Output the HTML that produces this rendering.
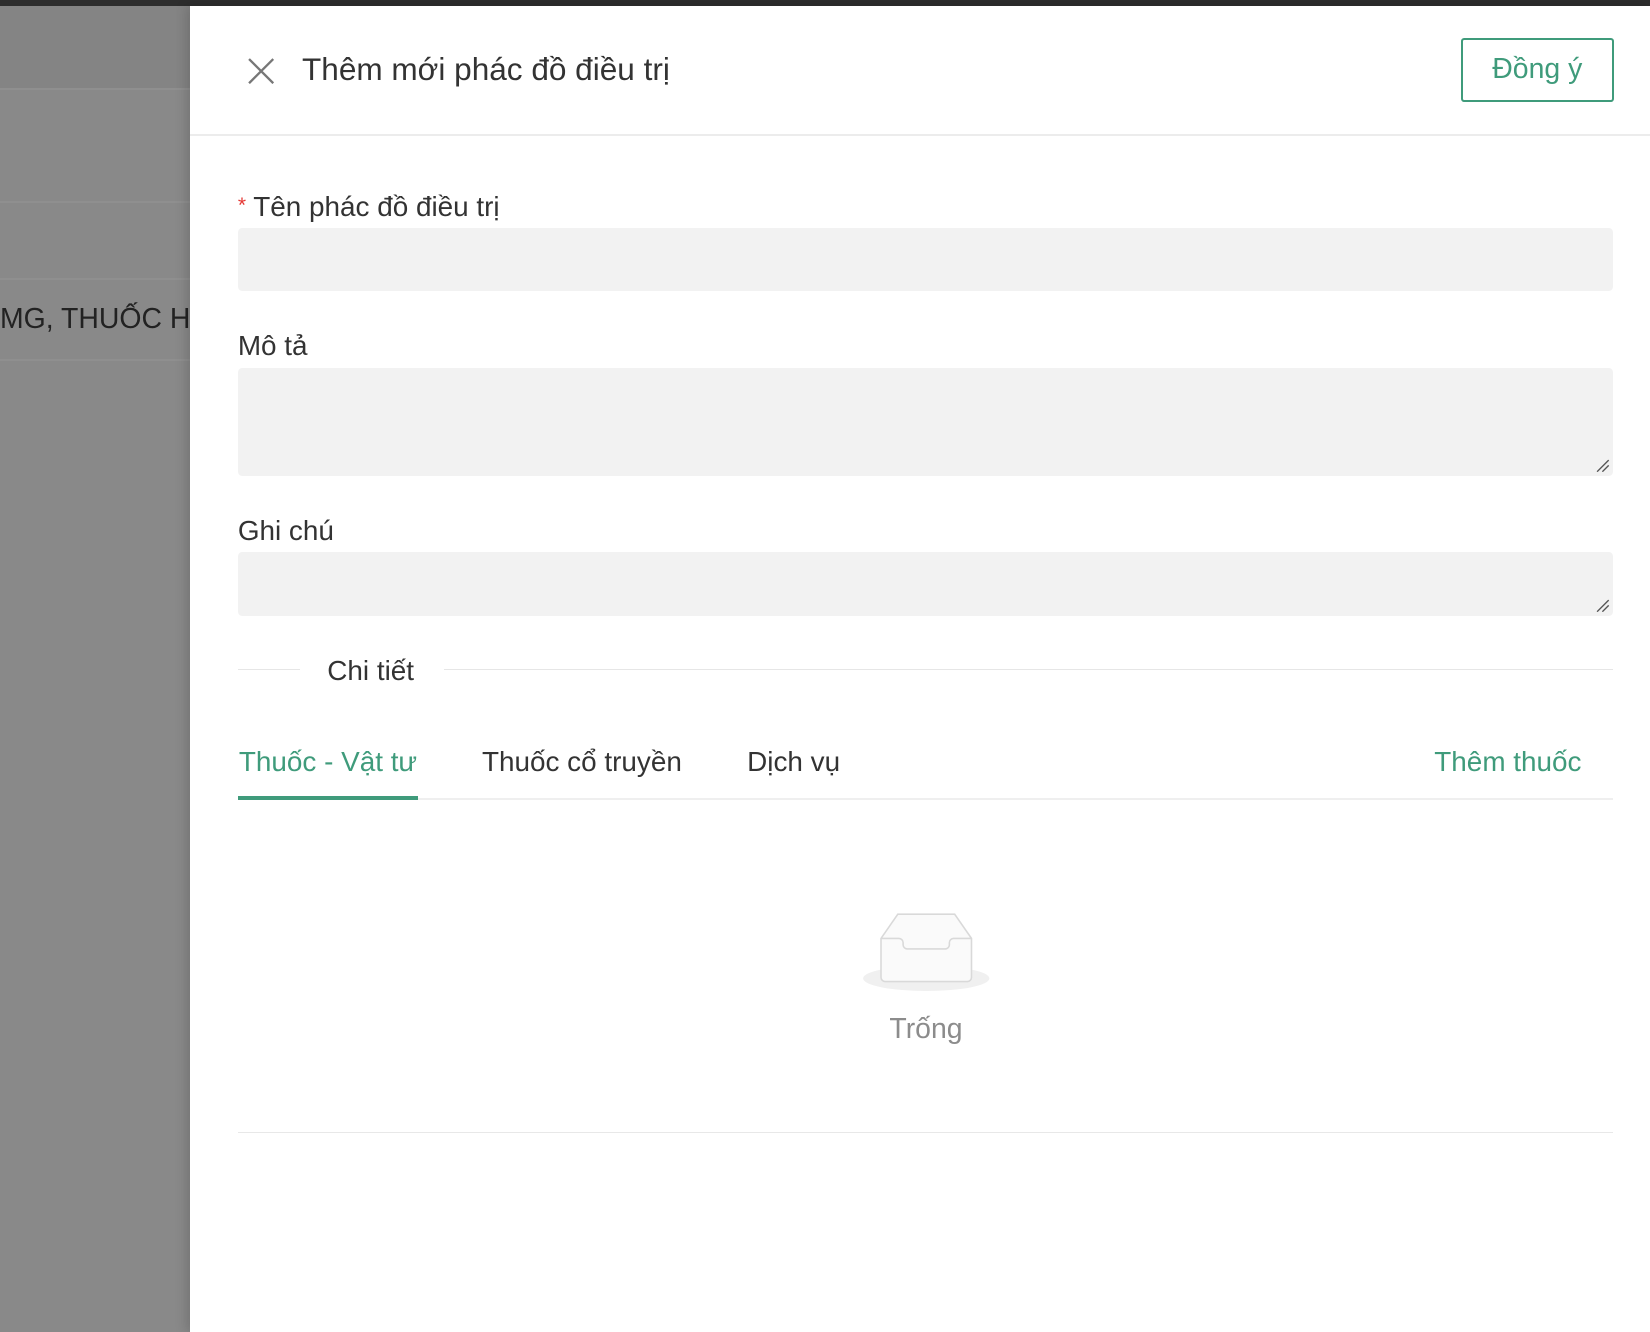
<!DOCTYPE html>
<html><head><meta charset="utf-8"><style>
html,body{margin:0;padding:0;}
body{width:1568px;height:1266px;zoom:1.05230;overflow:hidden;position:relative;font-family:"Liberation Sans","Noto Sans CJK JP",sans-serif;background:#888;}
.abs{position:absolute}
.topbar{left:0;top:0;width:1568px;height:6px;background:#2d2d2d}
.left{left:0;top:6px;width:181px;height:1260px;background:#898989}
.band{left:0;width:181px;height:2px;background:#8f8f8f}
.drawer{left:181px;top:6px;width:1387px;height:1260px;background:#fff;box-shadow:-4px 0 10px rgba(0,0,0,.15)}
.lbl{font-size:26.5px;color:#333;left:226px;line-height:30px}
.inp{left:226px;width:1307px;background:#f2f2f2;border-radius:4px}
.green{color:#3f9b7b}
.tab{font-size:26.5px;line-height:30px;top:709px}
</style></head><body>
<div class="abs topbar"></div>
<div class="abs left"></div>
<div class="abs" style="left:0;top:6px;width:181px;height:79px;background:#848484"></div>
<div class="abs band" style="top:84px"></div>
<div class="abs band" style="top:191px"></div>
<div class="abs band" style="top:264px"></div>
<div class="abs band" style="top:341px"></div>
<div class="abs" style="left:0;top:287px;width:181px;overflow:hidden;white-space:nowrap;font-size:27px;color:#222;line-height:34px">MG, THUỐC HO</div>
<div class="abs drawer"></div>
<svg class="abs" style="left:236px;top:55px" width="25" height="25" viewBox="0 0 25 25"><path d="M1 1L24 24M24 1L1 24" stroke="#777" stroke-width="2.2" fill="none"/></svg>
<div class="abs" style="left:287px;top:49px;font-size:30px;color:#333;line-height:34px">Thêm mới phác đồ điều trị</div>
<div class="abs green" style="left:1388px;top:36px;width:142px;height:57px;border:2px solid #3f9b7b;border-radius:3px;font-size:27px;line-height:57px;text-align:center">Đồng ý</div>
<div class="abs" style="left:181px;top:127px;width:1387px;height:2px;background:#ececec"></div>
<div class="abs lbl" style="top:181px"><span style="color:#e53935;font-size:20px;vertical-align:4px">*</span> Tên phác đồ điều trị</div>
<div class="abs inp" style="top:217px;height:60px"></div>
<div class="abs lbl" style="top:314px">Mô tả</div>
<div class="abs inp" style="top:350px;height:102px"></div>
<svg class="abs" style="left:1516px;top:435px" width="14" height="14"><path d="M2 13L13 2M7 13L13 7" stroke="#555" stroke-width="1.3"/></svg>
<div class="abs lbl" style="top:489px">Ghi chú</div>
<div class="abs inp" style="top:525px;height:60px"></div>
<svg class="abs" style="left:1516px;top:568px" width="14" height="14"><path d="M2 13L13 2M7 13L13 7" stroke="#555" stroke-width="1.3"/></svg>
<div class="abs" style="left:226px;top:636px;width:59px;height:1px;background:#e6e6e6"></div>
<div class="abs" style="left:422px;top:636px;width:1111px;height:1px;background:#e6e6e6"></div>
<div class="abs lbl" style="left:311px;top:622px">Chi tiết</div>
<div class="abs tab green" style="left:227px">Thuốc - Vật tư</div>
<div class="abs tab" style="left:458px;color:#333">Thuốc cổ truyền</div>
<div class="abs tab" style="left:710px;color:#333">Dịch vụ</div>
<div class="abs tab green" style="left:1363px">Thêm thuốc</div>
<div class="abs" style="left:226px;top:758px;width:1307px;height:2px;background:#efefef"></div>
<div class="abs" style="left:226px;top:756px;width:171px;height:4px;background:#3f9b7b"></div>
<svg class="abs" style="left:818px;top:865px" width="124" height="80" viewBox="0 0 124 80">
<ellipse cx="62" cy="65" rx="60" ry="12" fill="#f0f0f0"/>
<path d="M19 27L35 4H89L105 27V64a4 4 0 0 1-4 4H23a4 4 0 0 1-4-4Z" fill="#fafafa" stroke="#d9d9d9" stroke-width="1.5"/>
<path d="M19 27H36a4 4 0 0 1 4 4v2a4 4 0 0 0 4 4H80a4 4 0 0 0 4-4v-2a4 4 0 0 1 4-4H105" fill="none" stroke="#d9d9d9" stroke-width="1.5"/>
</svg>
<div class="abs" style="left:780px;top:963px;width:200px;text-align:center;font-size:27px;color:#8c8c8c;line-height:32px">Trống</div>
<div class="abs" style="left:226px;top:1076px;width:1307px;height:1px;background:#e8e8e8"></div>
</body></html>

-*-

• _TASK OBJECTIVE_
Give the material again exactly as it is, but keep the pictures out.

• _THE RESPONSE_
Output the HTML that produces this rendering.
<!DOCTYPE html>
<html><head><meta charset="utf-8"><style>
html,body{margin:0;padding:0;}
body{width:1568px;height:1266px;zoom:1.05230;overflow:hidden;position:relative;font-family:"Liberation Sans","Noto Sans CJK JP",sans-serif;background:#888;}
.abs{position:absolute}
.topbar{left:0;top:0;width:1568px;height:6px;background:#2d2d2d}
.left{left:0;top:6px;width:181px;height:1260px;background:#898989}
.band{left:0;width:181px;height:2px;background:#8f8f8f}
.drawer{left:181px;top:6px;width:1387px;height:1260px;background:#fff;box-shadow:-4px 0 10px rgba(0,0,0,.15)}
.lbl{font-size:26.5px;color:#333;left:226px;line-height:30px}
.inp{left:226px;width:1307px;background:#f2f2f2;border-radius:4px}
.green{color:#3f9b7b}
.tab{font-size:26.5px;line-height:30px;top:709px}
</style></head><body>
<div class="abs topbar"></div>
<div class="abs left"></div>
<div class="abs" style="left:0;top:6px;width:181px;height:79px;background:#848484"></div>
<div class="abs band" style="top:84px"></div>
<div class="abs band" style="top:191px"></div>
<div class="abs band" style="top:264px"></div>
<div class="abs band" style="top:341px"></div>
<div class="abs" style="left:0;top:287px;width:181px;overflow:hidden;white-space:nowrap;font-size:27px;color:#222;line-height:34px">MG, THUỐC HO</div>
<div class="abs drawer"></div>
<svg class="abs" style="left:236px;top:55px" width="25" height="25" viewBox="0 0 25 25"><path d="M1 1L24 24M24 1L1 24" stroke="#777" stroke-width="2.2" fill="none"/></svg>
<div class="abs" style="left:287px;top:49px;font-size:30px;color:#333;line-height:34px">Thêm mới phác đồ điều trị</div>
<div class="abs green" style="left:1388px;top:36px;width:142px;height:57px;border:2px solid #3f9b7b;border-radius:3px;font-size:27px;line-height:57px;text-align:center">Đồng ý</div>
<div class="abs" style="left:181px;top:127px;width:1387px;height:2px;background:#ececec"></div>
<div class="abs lbl" style="top:181px"><span style="color:#e53935;font-size:20px;vertical-align:4px">*</span> Tên phác đồ điều trị</div>
<div class="abs inp" style="top:217px;height:60px"></div>
<div class="abs lbl" style="top:314px">Mô tả</div>
<div class="abs inp" style="top:350px;height:102px"></div>
<svg class="abs" style="left:1516px;top:435px" width="14" height="14"><path d="M2 13L13 2M7 13L13 7" stroke="#555" stroke-width="1.3"/></svg>
<div class="abs lbl" style="top:489px">Ghi chú</div>
<div class="abs inp" style="top:525px;height:60px"></div>
<svg class="abs" style="left:1516px;top:568px" width="14" height="14"><path d="M2 13L13 2M7 13L13 7" stroke="#555" stroke-width="1.3"/></svg>
<div class="abs" style="left:226px;top:636px;width:59px;height:1px;background:#e6e6e6"></div>
<div class="abs" style="left:422px;top:636px;width:1111px;height:1px;background:#e6e6e6"></div>
<div class="abs lbl" style="left:311px;top:622px">Chi tiết</div>
<div class="abs tab green" style="left:227px">Thuốc - Vật tư</div>
<div class="abs tab" style="left:458px;color:#333">Thuốc cổ truyền</div>
<div class="abs tab" style="left:710px;color:#333">Dịch vụ</div>
<div class="abs tab green" style="left:1363px">Thêm thuốc</div>
<div class="abs" style="left:226px;top:758px;width:1307px;height:2px;background:#efefef"></div>
<div class="abs" style="left:226px;top:756px;width:171px;height:4px;background:#3f9b7b"></div>
<svg class="abs" style="left:818px;top:865px" width="124" height="80" viewBox="0 0 124 80">
<ellipse cx="62" cy="65" rx="60" ry="12" fill="#f0f0f0"/>
<path d="M19 27L35 4H89L105 27V64a4 4 0 0 1-4 4H23a4 4 0 0 1-4-4Z" fill="#fafafa" stroke="#d9d9d9" stroke-width="1.5"/>
<path d="M19 27H36a4 4 0 0 1 4 4v2a4 4 0 0 0 4 4H80a4 4 0 0 0 4-4v-2a4 4 0 0 1 4-4H105" fill="none" stroke="#d9d9d9" stroke-width="1.5"/>
</svg>
<div class="abs" style="left:780px;top:963px;width:200px;text-align:center;font-size:27px;color:#8c8c8c;line-height:32px">Trống</div>
<div class="abs" style="left:226px;top:1076px;width:1307px;height:1px;background:#e8e8e8"></div>
</body></html>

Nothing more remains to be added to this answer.